- PROBLEM DETAILS:
Retype the whole listing, please, keeping every line exact and dropping the pictures.

* * * * * * * * *

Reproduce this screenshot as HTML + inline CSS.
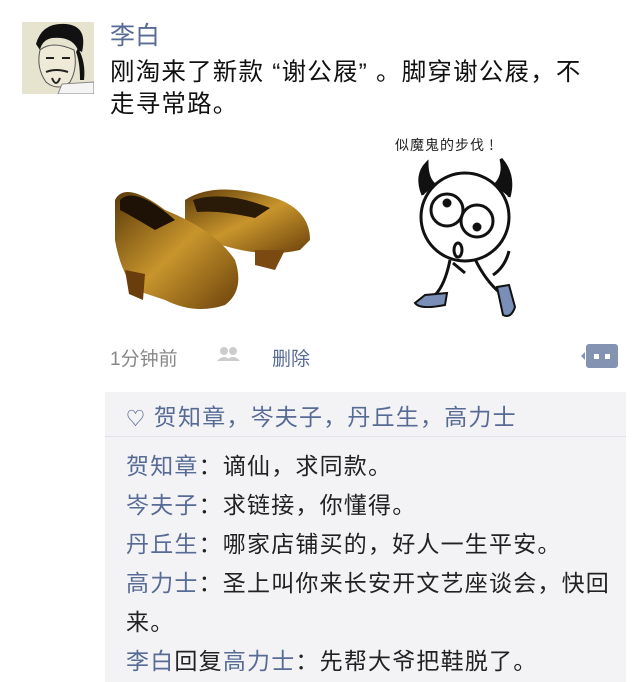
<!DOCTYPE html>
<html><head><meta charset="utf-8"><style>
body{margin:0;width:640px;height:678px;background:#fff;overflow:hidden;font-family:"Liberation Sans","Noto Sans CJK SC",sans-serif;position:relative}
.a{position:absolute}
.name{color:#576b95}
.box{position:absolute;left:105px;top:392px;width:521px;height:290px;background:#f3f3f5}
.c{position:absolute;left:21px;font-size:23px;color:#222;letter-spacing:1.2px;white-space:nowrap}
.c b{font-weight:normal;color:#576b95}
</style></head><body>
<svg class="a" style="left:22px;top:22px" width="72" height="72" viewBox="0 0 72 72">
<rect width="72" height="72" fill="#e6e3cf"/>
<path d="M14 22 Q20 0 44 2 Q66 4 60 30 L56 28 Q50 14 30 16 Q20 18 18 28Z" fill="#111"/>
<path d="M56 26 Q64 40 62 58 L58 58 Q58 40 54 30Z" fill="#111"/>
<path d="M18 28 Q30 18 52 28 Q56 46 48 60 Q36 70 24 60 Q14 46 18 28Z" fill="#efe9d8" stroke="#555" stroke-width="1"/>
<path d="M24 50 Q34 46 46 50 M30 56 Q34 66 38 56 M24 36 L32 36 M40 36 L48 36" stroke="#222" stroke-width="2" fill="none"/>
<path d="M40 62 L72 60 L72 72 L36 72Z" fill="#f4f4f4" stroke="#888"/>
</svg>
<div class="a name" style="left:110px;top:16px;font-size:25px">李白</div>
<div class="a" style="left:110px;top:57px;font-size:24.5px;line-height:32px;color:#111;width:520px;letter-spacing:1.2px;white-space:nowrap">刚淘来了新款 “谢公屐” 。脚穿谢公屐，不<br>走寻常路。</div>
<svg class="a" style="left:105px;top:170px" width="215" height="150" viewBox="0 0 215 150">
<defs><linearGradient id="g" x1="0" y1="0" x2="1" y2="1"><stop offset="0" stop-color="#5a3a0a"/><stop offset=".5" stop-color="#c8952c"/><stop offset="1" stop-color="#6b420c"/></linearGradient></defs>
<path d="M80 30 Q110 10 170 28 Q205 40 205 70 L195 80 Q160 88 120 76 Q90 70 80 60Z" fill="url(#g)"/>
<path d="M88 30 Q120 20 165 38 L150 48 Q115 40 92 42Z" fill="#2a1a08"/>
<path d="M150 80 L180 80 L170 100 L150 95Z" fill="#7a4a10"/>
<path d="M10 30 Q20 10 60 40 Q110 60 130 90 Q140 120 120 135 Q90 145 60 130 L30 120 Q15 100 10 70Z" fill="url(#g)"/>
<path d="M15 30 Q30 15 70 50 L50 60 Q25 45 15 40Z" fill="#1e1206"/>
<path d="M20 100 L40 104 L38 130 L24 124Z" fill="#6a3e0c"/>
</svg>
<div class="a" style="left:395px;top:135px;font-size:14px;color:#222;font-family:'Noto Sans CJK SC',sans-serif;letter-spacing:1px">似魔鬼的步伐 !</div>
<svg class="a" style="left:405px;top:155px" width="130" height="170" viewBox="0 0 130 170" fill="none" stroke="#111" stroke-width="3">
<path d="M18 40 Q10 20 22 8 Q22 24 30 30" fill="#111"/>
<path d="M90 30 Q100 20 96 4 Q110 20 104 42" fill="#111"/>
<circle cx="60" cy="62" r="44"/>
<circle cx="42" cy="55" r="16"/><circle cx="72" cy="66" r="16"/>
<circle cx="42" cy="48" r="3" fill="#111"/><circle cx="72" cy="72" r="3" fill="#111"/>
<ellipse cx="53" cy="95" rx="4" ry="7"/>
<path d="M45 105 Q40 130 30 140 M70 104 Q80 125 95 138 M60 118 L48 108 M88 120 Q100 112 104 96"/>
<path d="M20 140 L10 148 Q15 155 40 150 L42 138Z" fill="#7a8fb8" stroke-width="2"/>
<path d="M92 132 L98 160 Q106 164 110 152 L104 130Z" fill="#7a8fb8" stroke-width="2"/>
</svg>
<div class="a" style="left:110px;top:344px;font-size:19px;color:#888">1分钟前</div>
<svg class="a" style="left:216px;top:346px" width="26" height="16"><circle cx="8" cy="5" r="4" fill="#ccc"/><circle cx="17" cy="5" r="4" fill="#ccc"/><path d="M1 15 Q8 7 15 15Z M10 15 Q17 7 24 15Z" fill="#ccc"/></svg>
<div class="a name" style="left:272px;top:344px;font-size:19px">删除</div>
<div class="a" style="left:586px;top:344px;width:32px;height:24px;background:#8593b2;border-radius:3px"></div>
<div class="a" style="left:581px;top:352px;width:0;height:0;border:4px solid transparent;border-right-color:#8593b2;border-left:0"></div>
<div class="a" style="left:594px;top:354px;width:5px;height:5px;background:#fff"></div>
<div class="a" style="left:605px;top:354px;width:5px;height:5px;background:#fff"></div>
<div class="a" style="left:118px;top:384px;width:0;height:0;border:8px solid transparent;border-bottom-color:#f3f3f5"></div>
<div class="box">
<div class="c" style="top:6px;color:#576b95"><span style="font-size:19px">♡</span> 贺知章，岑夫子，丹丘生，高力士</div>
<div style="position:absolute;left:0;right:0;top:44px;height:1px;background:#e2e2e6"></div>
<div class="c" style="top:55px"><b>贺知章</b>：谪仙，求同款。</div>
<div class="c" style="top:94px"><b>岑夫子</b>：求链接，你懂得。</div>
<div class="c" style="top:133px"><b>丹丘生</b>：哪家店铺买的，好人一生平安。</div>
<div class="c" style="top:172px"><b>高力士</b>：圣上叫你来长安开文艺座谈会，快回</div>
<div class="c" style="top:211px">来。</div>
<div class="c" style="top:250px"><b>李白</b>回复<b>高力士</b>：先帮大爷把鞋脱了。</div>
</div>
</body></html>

* * * * * * * * *

- SOLVED EXERCISE:
Reproduce this screenshot as HTML + inline CSS.
<!DOCTYPE html>
<html><head><meta charset="utf-8"><style>
body{margin:0;width:640px;height:678px;background:#fff;overflow:hidden;font-family:"Liberation Sans","Noto Sans CJK SC",sans-serif;position:relative}
.a{position:absolute}
.name{color:#576b95}
.box{position:absolute;left:105px;top:392px;width:521px;height:290px;background:#f3f3f5}
.c{position:absolute;left:21px;font-size:23px;color:#222;letter-spacing:1.2px;white-space:nowrap}
.c b{font-weight:normal;color:#576b95}
</style></head><body>
<svg class="a" style="left:22px;top:22px" width="72" height="72" viewBox="0 0 72 72">
<rect width="72" height="72" fill="#e6e3cf"/>
<path d="M14 22 Q20 0 44 2 Q66 4 60 30 L56 28 Q50 14 30 16 Q20 18 18 28Z" fill="#111"/>
<path d="M56 26 Q64 40 62 58 L58 58 Q58 40 54 30Z" fill="#111"/>
<path d="M18 28 Q30 18 52 28 Q56 46 48 60 Q36 70 24 60 Q14 46 18 28Z" fill="#efe9d8" stroke="#555" stroke-width="1"/>
<path d="M24 50 Q34 46 46 50 M30 56 Q34 66 38 56 M24 36 L32 36 M40 36 L48 36" stroke="#222" stroke-width="2" fill="none"/>
<path d="M40 62 L72 60 L72 72 L36 72Z" fill="#f4f4f4" stroke="#888"/>
</svg>
<div class="a name" style="left:110px;top:16px;font-size:25px">李白</div>
<div class="a" style="left:110px;top:57px;font-size:24.5px;line-height:32px;color:#111;width:520px;letter-spacing:1.2px;white-space:nowrap">刚淘来了新款 “谢公屐” 。脚穿谢公屐，不<br>走寻常路。</div>
<svg class="a" style="left:105px;top:170px" width="215" height="150" viewBox="0 0 215 150">
<defs><linearGradient id="g" x1="0" y1="0" x2="1" y2="1"><stop offset="0" stop-color="#5a3a0a"/><stop offset=".5" stop-color="#c8952c"/><stop offset="1" stop-color="#6b420c"/></linearGradient></defs>
<path d="M80 30 Q110 10 170 28 Q205 40 205 70 L195 80 Q160 88 120 76 Q90 70 80 60Z" fill="url(#g)"/>
<path d="M88 30 Q120 20 165 38 L150 48 Q115 40 92 42Z" fill="#2a1a08"/>
<path d="M150 80 L180 80 L170 100 L150 95Z" fill="#7a4a10"/>
<path d="M10 30 Q20 10 60 40 Q110 60 130 90 Q140 120 120 135 Q90 145 60 130 L30 120 Q15 100 10 70Z" fill="url(#g)"/>
<path d="M15 30 Q30 15 70 50 L50 60 Q25 45 15 40Z" fill="#1e1206"/>
<path d="M20 100 L40 104 L38 130 L24 124Z" fill="#6a3e0c"/>
</svg>
<div class="a" style="left:395px;top:135px;font-size:14px;color:#222;font-family:'Noto Sans CJK SC',sans-serif;letter-spacing:1px">似魔鬼的步伐 !</div>
<svg class="a" style="left:405px;top:155px" width="130" height="170" viewBox="0 0 130 170" fill="none" stroke="#111" stroke-width="3">
<path d="M18 40 Q10 20 22 8 Q22 24 30 30" fill="#111"/>
<path d="M90 30 Q100 20 96 4 Q110 20 104 42" fill="#111"/>
<circle cx="60" cy="62" r="44"/>
<circle cx="42" cy="55" r="16"/><circle cx="72" cy="66" r="16"/>
<circle cx="42" cy="48" r="3" fill="#111"/><circle cx="72" cy="72" r="3" fill="#111"/>
<ellipse cx="53" cy="95" rx="4" ry="7"/>
<path d="M45 105 Q40 130 30 140 M70 104 Q80 125 95 138 M60 118 L48 108 M88 120 Q100 112 104 96"/>
<path d="M20 140 L10 148 Q15 155 40 150 L42 138Z" fill="#7a8fb8" stroke-width="2"/>
<path d="M92 132 L98 160 Q106 164 110 152 L104 130Z" fill="#7a8fb8" stroke-width="2"/>
</svg>
<div class="a" style="left:110px;top:344px;font-size:19px;color:#888">1分钟前</div>
<svg class="a" style="left:216px;top:346px" width="26" height="16"><circle cx="8" cy="5" r="4" fill="#ccc"/><circle cx="17" cy="5" r="4" fill="#ccc"/><path d="M1 15 Q8 7 15 15Z M10 15 Q17 7 24 15Z" fill="#ccc"/></svg>
<div class="a name" style="left:272px;top:344px;font-size:19px">删除</div>
<div class="a" style="left:586px;top:344px;width:32px;height:24px;background:#8593b2;border-radius:3px"></div>
<div class="a" style="left:581px;top:352px;width:0;height:0;border:4px solid transparent;border-right-color:#8593b2;border-left:0"></div>
<div class="a" style="left:594px;top:354px;width:5px;height:5px;background:#fff"></div>
<div class="a" style="left:605px;top:354px;width:5px;height:5px;background:#fff"></div>
<div class="a" style="left:118px;top:384px;width:0;height:0;border:8px solid transparent;border-bottom-color:#f3f3f5"></div>
<div class="box">
<div class="c" style="top:6px;color:#576b95"><span style="font-size:19px">♡</span> 贺知章，岑夫子，丹丘生，高力士</div>
<div style="position:absolute;left:0;right:0;top:44px;height:1px;background:#e2e2e6"></div>
<div class="c" style="top:55px"><b>贺知章</b>：谪仙，求同款。</div>
<div class="c" style="top:94px"><b>岑夫子</b>：求链接，你懂得。</div>
<div class="c" style="top:133px"><b>丹丘生</b>：哪家店铺买的，好人一生平安。</div>
<div class="c" style="top:172px"><b>高力士</b>：圣上叫你来长安开文艺座谈会，快回</div>
<div class="c" style="top:211px">来。</div>
<div class="c" style="top:250px"><b>李白</b>回复<b>高力士</b>：先帮大爷把鞋脱了。</div>
</div>
</body></html>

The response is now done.